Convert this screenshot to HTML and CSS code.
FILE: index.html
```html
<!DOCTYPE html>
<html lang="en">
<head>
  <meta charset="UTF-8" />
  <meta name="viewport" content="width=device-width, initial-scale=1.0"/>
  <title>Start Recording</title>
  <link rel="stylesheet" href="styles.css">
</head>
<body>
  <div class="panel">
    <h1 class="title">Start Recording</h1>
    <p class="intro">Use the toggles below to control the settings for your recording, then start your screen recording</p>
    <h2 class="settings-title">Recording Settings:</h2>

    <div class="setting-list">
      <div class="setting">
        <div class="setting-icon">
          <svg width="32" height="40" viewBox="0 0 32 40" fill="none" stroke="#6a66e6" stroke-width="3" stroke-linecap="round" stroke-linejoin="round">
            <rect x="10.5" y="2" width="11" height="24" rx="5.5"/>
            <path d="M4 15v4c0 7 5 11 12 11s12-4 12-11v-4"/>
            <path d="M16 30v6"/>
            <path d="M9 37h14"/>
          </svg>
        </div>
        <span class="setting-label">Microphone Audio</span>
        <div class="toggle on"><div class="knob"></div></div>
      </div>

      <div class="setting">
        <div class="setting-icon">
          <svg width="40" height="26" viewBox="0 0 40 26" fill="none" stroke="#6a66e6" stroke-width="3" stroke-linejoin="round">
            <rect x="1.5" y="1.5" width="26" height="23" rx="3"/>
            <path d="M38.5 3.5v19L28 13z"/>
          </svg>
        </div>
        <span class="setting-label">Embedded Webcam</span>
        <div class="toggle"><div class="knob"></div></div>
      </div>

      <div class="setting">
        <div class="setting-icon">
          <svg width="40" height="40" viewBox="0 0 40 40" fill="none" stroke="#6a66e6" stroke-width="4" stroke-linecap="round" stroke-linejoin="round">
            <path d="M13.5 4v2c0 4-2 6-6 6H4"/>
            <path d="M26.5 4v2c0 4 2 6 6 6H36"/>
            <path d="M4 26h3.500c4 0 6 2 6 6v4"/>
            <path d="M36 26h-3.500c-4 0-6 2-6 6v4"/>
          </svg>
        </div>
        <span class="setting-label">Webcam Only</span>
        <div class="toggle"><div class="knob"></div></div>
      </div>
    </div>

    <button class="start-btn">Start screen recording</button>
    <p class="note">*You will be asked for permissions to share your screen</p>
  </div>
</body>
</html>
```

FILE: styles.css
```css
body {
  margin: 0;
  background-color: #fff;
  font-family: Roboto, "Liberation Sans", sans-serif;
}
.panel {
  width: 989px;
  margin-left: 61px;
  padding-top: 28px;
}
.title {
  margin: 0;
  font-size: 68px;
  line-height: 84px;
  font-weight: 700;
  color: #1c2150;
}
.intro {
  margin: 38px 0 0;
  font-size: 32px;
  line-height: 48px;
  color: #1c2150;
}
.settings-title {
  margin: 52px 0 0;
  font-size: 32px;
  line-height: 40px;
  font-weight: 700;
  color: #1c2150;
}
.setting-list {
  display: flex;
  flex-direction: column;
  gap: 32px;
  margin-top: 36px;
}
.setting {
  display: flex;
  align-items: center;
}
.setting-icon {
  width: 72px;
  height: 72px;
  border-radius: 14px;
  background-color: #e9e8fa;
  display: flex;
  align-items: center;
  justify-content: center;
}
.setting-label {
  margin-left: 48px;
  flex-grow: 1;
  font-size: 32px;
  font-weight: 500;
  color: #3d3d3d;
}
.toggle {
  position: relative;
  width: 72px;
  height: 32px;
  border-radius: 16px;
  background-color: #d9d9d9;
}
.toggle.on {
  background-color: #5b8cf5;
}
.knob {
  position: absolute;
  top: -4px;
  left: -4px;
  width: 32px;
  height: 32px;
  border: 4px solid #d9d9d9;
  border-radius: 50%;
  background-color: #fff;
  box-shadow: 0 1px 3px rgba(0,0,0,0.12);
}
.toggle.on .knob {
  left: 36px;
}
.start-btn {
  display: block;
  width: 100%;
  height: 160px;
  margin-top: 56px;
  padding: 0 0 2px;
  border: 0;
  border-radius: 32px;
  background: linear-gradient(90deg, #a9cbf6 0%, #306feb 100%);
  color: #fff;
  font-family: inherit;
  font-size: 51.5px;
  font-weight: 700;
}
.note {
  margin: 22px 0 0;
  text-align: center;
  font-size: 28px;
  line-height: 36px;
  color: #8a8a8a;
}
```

——

Work to do: Output all of the material exactly as written.

Correct response:
Convert this screenshot to HTML and CSS code.
FILE: index.html
```html
<!DOCTYPE html>
<html lang="en">
<head>
  <meta charset="UTF-8" />
  <meta name="viewport" content="width=device-width, initial-scale=1.0"/>
  <title>Start Recording</title>
  <link rel="stylesheet" href="styles.css">
</head>
<body>
  <div class="panel">
    <h1 class="title">Start Recording</h1>
    <p class="intro">Use the toggles below to control the settings for your recording, then start your screen recording</p>
    <h2 class="settings-title">Recording Settings:</h2>

    <div class="setting-list">
      <div class="setting">
        <div class="setting-icon">
          <svg width="32" height="40" viewBox="0 0 32 40" fill="none" stroke="#6a66e6" stroke-width="3" stroke-linecap="round" stroke-linejoin="round">
            <rect x="10.5" y="2" width="11" height="24" rx="5.5"/>
            <path d="M4 15v4c0 7 5 11 12 11s12-4 12-11v-4"/>
            <path d="M16 30v6"/>
            <path d="M9 37h14"/>
          </svg>
        </div>
        <span class="setting-label">Microphone Audio</span>
        <div class="toggle on"><div class="knob"></div></div>
      </div>

      <div class="setting">
        <div class="setting-icon">
          <svg width="40" height="26" viewBox="0 0 40 26" fill="none" stroke="#6a66e6" stroke-width="3" stroke-linejoin="round">
            <rect x="1.5" y="1.5" width="26" height="23" rx="3"/>
            <path d="M38.5 3.5v19L28 13z"/>
          </svg>
        </div>
        <span class="setting-label">Embedded Webcam</span>
        <div class="toggle"><div class="knob"></div></div>
      </div>

      <div class="setting">
        <div class="setting-icon">
          <svg width="40" height="40" viewBox="0 0 40 40" fill="none" stroke="#6a66e6" stroke-width="4" stroke-linecap="round" stroke-linejoin="round">
            <path d="M13.5 4v2c0 4-2 6-6 6H4"/>
            <path d="M26.5 4v2c0 4 2 6 6 6H36"/>
            <path d="M4 26h3.500c4 0 6 2 6 6v4"/>
            <path d="M36 26h-3.500c-4 0-6 2-6 6v4"/>
          </svg>
        </div>
        <span class="setting-label">Webcam Only</span>
        <div class="toggle"><div class="knob"></div></div>
      </div>
    </div>

    <button class="start-btn">Start screen recording</button>
    <p class="note">*You will be asked for permissions to share your screen</p>
  </div>
</body>
</html>
```

FILE: styles.css
```css
body {
  margin: 0;
  background-color: #fff;
  font-family: Roboto, "Liberation Sans", sans-serif;
}
.panel {
  width: 989px;
  margin-left: 61px;
  padding-top: 28px;
}
.title {
  margin: 0;
  font-size: 68px;
  line-height: 84px;
  font-weight: 700;
  color: #1c2150;
}
.intro {
  margin: 38px 0 0;
  font-size: 32px;
  line-height: 48px;
  color: #1c2150;
}
.settings-title {
  margin: 52px 0 0;
  font-size: 32px;
  line-height: 40px;
  font-weight: 700;
  color: #1c2150;
}
.setting-list {
  display: flex;
  flex-direction: column;
  gap: 32px;
  margin-top: 36px;
}
.setting {
  display: flex;
  align-items: center;
}
.setting-icon {
  width: 72px;
  height: 72px;
  border-radius: 14px;
  background-color: #e9e8fa;
  display: flex;
  align-items: center;
  justify-content: center;
}
.setting-label {
  margin-left: 48px;
  flex-grow: 1;
  font-size: 32px;
  font-weight: 500;
  color: #3d3d3d;
}
.toggle {
  position: relative;
  width: 72px;
  height: 32px;
  border-radius: 16px;
  background-color: #d9d9d9;
}
.toggle.on {
  background-color: #5b8cf5;
}
.knob {
  position: absolute;
  top: -4px;
  left: -4px;
  width: 32px;
  height: 32px;
  border: 4px solid #d9d9d9;
  border-radius: 50%;
  background-color: #fff;
  box-shadow: 0 1px 3px rgba(0,0,0,0.12);
}
.toggle.on .knob {
  left: 36px;
}
.start-btn {
  display: block;
  width: 100%;
  height: 160px;
  margin-top: 56px;
  padding: 0 0 2px;
  border: 0;
  border-radius: 32px;
  background: linear-gradient(90deg, #a9cbf6 0%, #306feb 100%);
  color: #fff;
  font-family: inherit;
  font-size: 51.5px;
  font-weight: 700;
}
.note {
  margin: 22px 0 0;
  text-align: center;
  font-size: 28px;
  line-height: 36px;
  color: #8a8a8a;
}
```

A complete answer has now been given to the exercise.